Combining supervised and unsupervised learning
In the previous exercise we could see that the final model learned from
unlabeled data depends on the initial model the training procedure starts
with. Supervised learning is usually more exact than unsupervised
learning. However, there is often too little training data available and
labeling additional data is expensive. A common strategy is therefore to
combine supervised with unsupervised learning. We can easily do that with HMMs
using the 2 strategies tested earlier. We start with supervised learning from
labeled training data to estimate the initial model and continue with
unsupervised training on unlabeled data.
- Use the Visible Markov Model with smoothed probability estimations produced
in the first assignment as initial
model to train an HMM on the unlabeled training data given in
~tiedeman/ML06/tagging/example.seq. Use the '-I' argument to
specify the file with the initial model to start with. Leave out the -M and -N
arguments! These parameters will be taken from the initial model. You can still
use "-v" and "-i" if you like. Compare the model to the ones produced earlier
(look for example at the probability of the data given the model).
- Why is it necessary to start the Baum-Welch training with smoothed
probability estimates?
- Tag the test data
~tiedeman/ML06/tagging/example.test.wordseq
again and compute accuracy.

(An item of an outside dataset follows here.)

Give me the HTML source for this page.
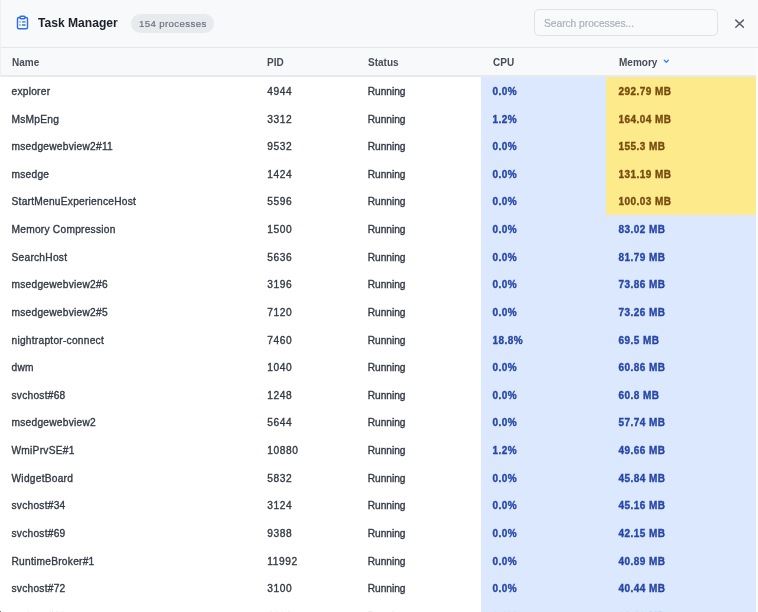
<!DOCTYPE html>
<html><head><meta charset="utf-8">
<style>
*{margin:0;padding:0;box-sizing:border-box}
html,body{width:758px;height:612px;overflow:hidden;background:#fff}
body{position:relative;font-family:"Liberation Sans",sans-serif;color:#333a45}
.hdr{position:absolute;left:0;top:0;width:758px;height:48px;background:#f8f9fb;border-bottom:1px solid #e4e6ea}
.icon{position:absolute;left:14.8px;top:15.4px;width:15px;height:15px}
.title{position:absolute;left:38px;top:14.2px;font-size:12.1px;font-weight:bold;color:#1c2029;line-height:18px;white-space:nowrap}
.badge{position:absolute;left:131px;top:14px;width:83px;height:18.5px;border-radius:10px;background:#e8eaee}
.badge span{position:absolute;left:8px;top:2.8px;font-size:9.6px;letter-spacing:0.4px;line-height:13px;color:#6b7280;white-space:nowrap;-webkit-text-stroke:0.2px currentColor}
.search{position:absolute;left:533.5px;top:9px;width:184.5px;height:26.8px;border:1px solid #dfe2e7;border-radius:5px;background:#f9fafb}
.search span{position:absolute;left:9.5px;top:8px;font-size:10.2px;line-height:12px;color:#aab0b9;white-space:nowrap;-webkit-text-stroke:0.2px currentColor}
.close{position:absolute;left:734px;top:18.5px;width:11px;height:10px}
.th{position:absolute;left:0;top:48px;width:758px;height:29px;background:#f8f9fb;border-bottom:2px solid #e8eaee}
.th span{position:absolute;top:8.6px;font-size:10px;line-height:12px;font-weight:bold;color:#474d57;white-space:nowrap}
.cpucol{position:absolute;left:481px;top:77px;width:275px;height:535px;background:#dbe8fe}
.row{position:absolute;left:0;width:758px;height:27.62px;will-change:transform}
.c{position:absolute;top:0;line-height:27.62px;font-size:10.2px;letter-spacing:0.25px;white-space:nowrap;padding-top:0.8px;-webkit-text-stroke:0.35px currentColor}
.n{left:11.5px}.p{left:267.3px;letter-spacing:0.55px}.s{left:367.8px;letter-spacing:-0.05px}
.cpu{left:492.5px;font-weight:bold;color:#2747a6;font-size:10px;letter-spacing:0.45px}
.mem{left:606px;width:150px;height:27.62px;padding-left:12.5px;font-weight:bold;color:#2747a6;font-size:10px;letter-spacing:0.45px}
.mem.hot{background:#fdea8a;color:#774b0f}
.rbar{position:absolute;left:756px;top:48px;width:2px;height:564px;background:#fbfcfd}
.title,.badge span,.search span,.th span{will-change:transform}
</style></head><body>
<div class="hdr">
<svg class="icon" viewBox="0 0 24 24" fill="none" stroke="#2f6fe6" stroke-width="2.3" stroke-linecap="round" stroke-linejoin="round">
<rect x="8" y="2" width="8" height="4" rx="1.5"/>
<path d="M16 4h2a2 2 0 0 1 2 2v14a2 2 0 0 1-2 2H6a2 2 0 0 1-2-2V6a2 2 0 0 1 2-2h2"/>
<path d="M12 11h4M12 16h4M8 11h.01M8 16h.01"/>
</svg>
<div class="title">Task Manager</div>
<div class="badge"><span>154 processes</span></div>
<div class="search"><span>Search processes...</span></div>
<svg class="close" viewBox="0 0 11 10" stroke="#5a606b" stroke-width="1.5" stroke-linecap="round"><path d="M1.8 1.1 L9.4 8.2 M9.4 1.1 L1.8 8.2"/></svg>
</div>
<div class="th">
<span style="left:11.5px">Name</span>
<span style="left:267px">PID</span>
<span style="left:367.5px">Status</span>
<span style="left:492.5px">CPU</span>
<span style="left:618.5px">Memory</span>
<svg style="position:absolute;left:662.9px;top:11px" width="7" height="5" viewBox="0 0 7 5" fill="none" stroke="#3b82f6" stroke-width="1.3" stroke-linecap="round" stroke-linejoin="round"><path d="M1.3 1.2 L3.3 3.2 L5.3 1.2"/></svg>
</div>
<div class="cpucol"></div>
<div class="row" style="top:77.00px"><span class="c n">explorer</span><span class="c p">4944</span><span class="c s">Running</span><span class="c cpu">0.0%</span><span class="c mem hot">292.79 MB</span></div>
<div class="row" style="top:104.62px"><span class="c n">MsMpEng</span><span class="c p">3312</span><span class="c s">Running</span><span class="c cpu">1.2%</span><span class="c mem hot">164.04 MB</span></div>
<div class="row" style="top:132.24px"><span class="c n">msedgewebview2#11</span><span class="c p">9532</span><span class="c s">Running</span><span class="c cpu">0.0%</span><span class="c mem hot">155.3 MB</span></div>
<div class="row" style="top:159.86px"><span class="c n">msedge</span><span class="c p">1424</span><span class="c s">Running</span><span class="c cpu">0.0%</span><span class="c mem hot">131.19 MB</span></div>
<div class="row" style="top:187.48px"><span class="c n">StartMenuExperienceHost</span><span class="c p">5596</span><span class="c s">Running</span><span class="c cpu">0.0%</span><span class="c mem hot">100.03 MB</span></div>
<div class="row" style="top:215.10px"><span class="c n">Memory Compression</span><span class="c p">1500</span><span class="c s">Running</span><span class="c cpu">0.0%</span><span class="c mem">83.02 MB</span></div>
<div class="row" style="top:242.72px"><span class="c n">SearchHost</span><span class="c p">5636</span><span class="c s">Running</span><span class="c cpu">0.0%</span><span class="c mem">81.79 MB</span></div>
<div class="row" style="top:270.34px"><span class="c n">msedgewebview2#6</span><span class="c p">3196</span><span class="c s">Running</span><span class="c cpu">0.0%</span><span class="c mem">73.86 MB</span></div>
<div class="row" style="top:297.96px"><span class="c n">msedgewebview2#5</span><span class="c p">7120</span><span class="c s">Running</span><span class="c cpu">0.0%</span><span class="c mem">73.26 MB</span></div>
<div class="row" style="top:325.58px"><span class="c n">nightraptor-connect</span><span class="c p">7460</span><span class="c s">Running</span><span class="c cpu">18.8%</span><span class="c mem">69.5 MB</span></div>
<div class="row" style="top:353.20px"><span class="c n">dwm</span><span class="c p">1040</span><span class="c s">Running</span><span class="c cpu">0.0%</span><span class="c mem">60.86 MB</span></div>
<div class="row" style="top:380.82px"><span class="c n">svchost#68</span><span class="c p">1248</span><span class="c s">Running</span><span class="c cpu">0.0%</span><span class="c mem">60.8 MB</span></div>
<div class="row" style="top:408.44px"><span class="c n">msedgewebview2</span><span class="c p">5644</span><span class="c s">Running</span><span class="c cpu">0.0%</span><span class="c mem">57.74 MB</span></div>
<div class="row" style="top:436.06px"><span class="c n">WmiPrvSE#1</span><span class="c p">10880</span><span class="c s">Running</span><span class="c cpu">1.2%</span><span class="c mem">49.66 MB</span></div>
<div class="row" style="top:463.68px"><span class="c n">WidgetBoard</span><span class="c p">5832</span><span class="c s">Running</span><span class="c cpu">0.0%</span><span class="c mem">45.84 MB</span></div>
<div class="row" style="top:491.30px"><span class="c n">svchost#34</span><span class="c p">3124</span><span class="c s">Running</span><span class="c cpu">0.0%</span><span class="c mem">45.16 MB</span></div>
<div class="row" style="top:518.92px"><span class="c n">svchost#69</span><span class="c p">9388</span><span class="c s">Running</span><span class="c cpu">0.0%</span><span class="c mem">42.15 MB</span></div>
<div class="row" style="top:546.54px"><span class="c n">RuntimeBroker#1</span><span class="c p">11992</span><span class="c s">Running</span><span class="c cpu">0.0%</span><span class="c mem">40.89 MB</span></div>
<div class="row" style="top:574.16px"><span class="c n">svchost#72</span><span class="c p">3100</span><span class="c s">Running</span><span class="c cpu">0.0%</span><span class="c mem">40.44 MB</span></div>
<div class="row" style="top:601.78px;opacity:0.35"><span class="c n">svchost#12</span><span class="c p">4120</span><span class="c s">Running</span><span class="c cpu">0.0%</span><span class="c mem">39.12 MB</span></div>
<div class="rbar"></div>
<div style="position:absolute;left:0;top:0;width:1px;height:1px;background:#a8a8a8"></div>
<div style="position:absolute;left:0;top:611px;width:1px;height:1px;background:#777"></div>
<div style="position:absolute;left:0;top:0;width:1px;height:77px;background:#eef0f3"></div>
</body></html>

Compare the results with the ones from applying the
visible Markov models and the hidden Markov model.
- Look at the current model with viewhmm.pl in the same way as above and
comment on the model parameters. Do you see any striking differences to the
earlier models?
Bonus Assignment
Visualize parameter changes during unsupervised
training with animated plots. Decide yourself how to represent parameters and
their values. The nicest solution would be to have a little script that
generates the visual representation from given data and a training procedure.